When trying to profile the GPU, VSync is often problematic and should always be disabled. It can insert wait time in arbitrary places and can often be misleading when looking to see where the slowest code is. It also means that missing the target frame time by a small amount will cause the frame rate to be cut in half, to ensure there is no vertical tearing. This is often misinterpreted as a huge performance issue, when in reality it was a tiny change that pushed the frame rate over the VSync cliff, and is probably easily addressable with some profiling and targeted project-side optimizations.
Head-mounted display systems that utilize stereo rendering generally have a compositor. The compositor takes the final frame rendered by the application (in this case Unreal Engine) and applies a distortion opposite to that of the optical lenses in the headset to make the image look correct. The compositor optionally can do some additional work to smooth over frame hitches or low frame rates by inserting interpolated frames as well as other tasks.
These tasks take time. It is not uncommon for a compositor to take up to 1 millisecond to do this work, which means there is one less millisecond per frame for an application to use. This must be taken into account when budgeting frame time for a project. As always, average frame time should be lower than 1 second divided by the number of frames (minus 1 for the compositor), to account for occasional hitches. Alternatively, dynamic resolution can be used to scale resolution down to meet frame time budgets in heavy scenes, or up to use the full GPU time when available.

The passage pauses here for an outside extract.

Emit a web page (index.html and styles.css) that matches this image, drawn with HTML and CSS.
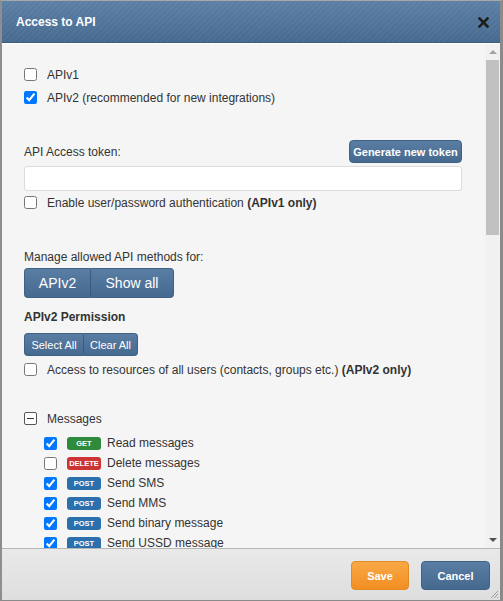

The issues mentioned above around VSync are true for non-stereo rendering as well, but with stereo rendering these issues are exacerbated by higher resolution and rendering once for each eye. Furthermore, most compositors force VSync to always be on. This means that there is no way to be sure GPU timings in the headset are accurate. The solution for this in Unreal Engine: launch with the -emulatestereo command line parameter to perform stereo rendering to the monitor screen without involving the compositor, allowing VSync to be disabled.
While not strictly a performance problem, latency is very important for a comfortable XR experience.
A simple pipeline would just sequentially simulate the current frame and then render it.
Though in that simple method, because rendering waits for the simulation to complete, we have a pretty tight budget since we need to do everything in 11ms.
Instead, we can let the simulation run slightly ahead of rendering. In Unreal, this is running on the “Game Thread”. The wait happens on that game thread, before the next frame’s simulation. The rendering and submit happen on a seperate thread (the “Render Thread”).
But if we naively query the post at the beginning of the simulation and use that same pose for rendering, the head-mounted display can feel “laggy” or slow, because now there’s potentially two frames of time between querying the device position, and displaying the resulting frame.
This can be resolved simply by querying the pose again before rendering, and using that updated pose for calculating transforms for rendering.
There are a few booleans for controlling this behavior. The camera being used for the HMD view in your scene needs to have “Lock to HMD” enabled. Disabling this will disable late update and increase latency. Motion controllers also have a “late update” checkbox. If the application feels like it is not as responsive as desired despite hitting target frame rate, it would be worth checking to make sure these late update flags are enabled.
In addition to VSync, there are other considerations for stereo rendering head-mounted displays that make consistent timing even more important, and that make it extra susceptible to hitches. The rendering is highly dependent on accurate, timely tracking information for the movement of the head-mounted display and any other tracked devices like motion controllers (to a lesser degree). Because polling the tracking positional data for the HMD and rendering the frame based on that positional data need to happen in quick succession, if the rendering thread falls too far behind the game thread that is polling the positional data, the game thread will wait for the rendering thread to catch up. This means that if the scene is GPU intensive, it can even cause the CPU to wait as well. Sometimes this can be misinterpreted as logic on the CPU being slow (in a similar way to how VSync can sometimes be misinterpreted as GPU logic being slow).
Additionally, because of the timing interdependency of the GPU on the CPU and vice versa, and because the CPU may be working on the next frame while the GPU is rendering the last, a slow down on one frame may cause a cascade of waits that can take multiple frames to recover from, so it can be hard to track down the cause of frame 3 slowing down when it started with a slowdown on frame 1, etc.